Twenty-seven words which make it very clear that the idea behind the Second Amendment was to establish a government-sanctioned, properly equipped military for the sake of defending ourselves from enemy nations; not for going around shooting each other.

The NRA twinkies and their disciples have cloaked themselves in this amendment for as long as memory serves. And not once have I heard anyone call them on – until now.

This NRA advertising campaign is, of course, designed to sway those folks who have the audacity to believe that guns actually can – and do – kill people. It's hardly a threat; at least, no more so than other pro-gun tactics taken by the NRA through the years. It features the usual dumb-dumbs; people like actor Tom Selleck, who in his ad for the NRA is described as a "Recreational Shooter." Wow, that's sounds really, really fun.

Of course, king of the gun idiots is actor and NRA President Charlton Heston, who, in the latest ad, claims that the "NRA's National Firearms Museum …. tells the story of human freedom and the American experience…."

A gun museum as the place to absorb American history? What an obscene goon Heston has become.

He's not alone. One particular member of congress who has amazed us with an incredibly blatant and unexplainable act of stupidity is Oklahoma U.S. Congressman J. C. Watts. I had read about the NRA advertisement that features Watts. Yet, if I had not seen it with my own eyes, I would not have believed it. It just seemed impossible to fathom. This maneuver is so utterly void of any shred of common sense, it causes one to ponder how in the hell he made it out of his own neighborhood, much less through the doors of the United States Congress.

To date, I've given Watts credit. He's been put on display as the symbol of the "new" Republican Party for more than a few years now and has, since his speech at the '96 convention in San Diego, been a politician of considerable prominence. He's hung in there, unlike that quitter Susan Molinari, who couldn't handle the pressure of being a token female for the likes of what remains of the GOP – the Good Old-boy Party. But this recent blunder is simply too over the top, even for a "to get along go along" freak like Watts.

In his NRA ad, Watts informs us, as have so many Republicans stuck in the pocket of the NRA, that "the second amendment is very dear … that all Americans have the right to bear arms for whatever lawful purpose they choose…."

Oh really? So, congressman Watts, the time has come when we can now start making and living by our own set of laws, the U. S. Constitution be damned?

Watts is quoted in his ad as saying, "I grew up with a healthy respect for guns as a way of life. As American as mom, football and apple pie."

Right.
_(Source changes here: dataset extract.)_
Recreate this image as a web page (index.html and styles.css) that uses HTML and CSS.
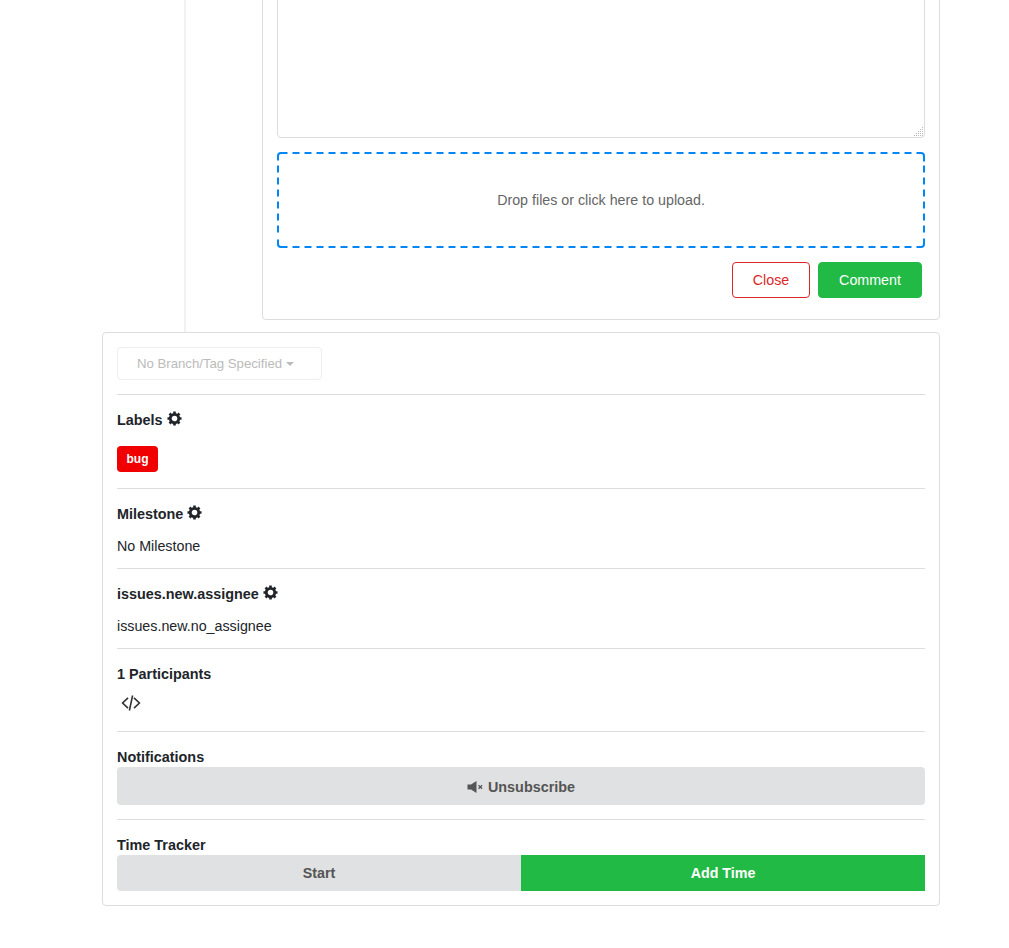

That's the problem, Congressman. Too many kids are also growing up with "guns as a way of life." Sadly, very, very few of them possess "a healthy respect for guns", as it appears you do – an absolutely demented mindset, in and of itself.

Which is why the killing goes on and on and on …

Speaking of politicians, there have been lame attempts at sympathy toward victims by Republicans across the land. The Colorado State legislature, after the Columbine killings suspended a gun control vote out of respect for the victims. Hell, if they had any real nuts, not to mention true conviction in their souls for what they say they believe in, they'd have had that vote; only they new they couldn't have won, the gutless snakes. I say, let them take the vote, lose the vote, then let the pro-gunners lose where it really counts – at the polls.

* * *

What is the answer? As always the simplest answer is the right one. NO MORE GUNS. Right. As in no more guns for public consumption, period.

A God-given right? My ass – no god would be so stupid.

A Second Amendment right? Obviously not, considering the true language of the Amendment.

In my book, The General's New Clothes and Other Myths From Campaign '96, I actually hypothesized that maybe, just maybe, we weren't fit to govern ourselves, as it were, and that the idea of a representative government, though a noble idea, was a failed one, and therefore, a bad one.

Maybe.

But there is no "maybe" with guns. We have time and again demonstrated that as a society, we are simply unfit for gun ownership. Not just kids; adults, too. Hell, adults, especially. Because it's adults that teach kids that guns are good. It's adults that neglect their kids, an act which leads kids – often because of lack of discipline in the home – to do what they've done in all types of communities these past few years. It's adults that stockpile weapons illegally (see David Koresh, Montana Freemen.) It's adults that hide behind their own twisted, distorted, maligned view of the Second Amendment.

Except for use by law enforcement bodies and federally-sanctioned military….NO MORE GUNS. NONE. EVER. AT ALL.

Gun manufacturers? Government contracts only. Sorry, there are too many dead.

Gun collectors? Go buy stamps. Sorry, there are too many dead.

Hunters? Go buy a bow and arrow, and turn hunting into a real sport. Sorry, there are just too many dead.

Naturally, the gun supporters (think about that phrase for a minute - "guns supporters") will view this proposition as insane. Right – about as insane as the idea that guns don't kill.

Those who agree with me will view this as utopia. And of course, it will never come to pass for two simple reasons: politics and money. So let me throw an idea out there that involves money and politics so that everyone on both sides of the fence can understand.

The time has come to install metal detectors in rural and suburban public schools, an inconvenience that urban schools have put up with for years now. And how do we pay for this? "We" don't. Gun owners do. By way of a law that would require any individual who purchases and/or registers a gun of any type to pay a tax designated specifically for the installation of metal detectors in the public schools and universities across the country.

Now there is a challenge for any member of congress who may have the guts and the conviction. The guts of Rep. Bill Clay, in fact – one of the first U.S. Representatives to actually say what needed to be said on this sick issue of guns. Could it be the soon-departing Clay's grand finale? We can only hope so.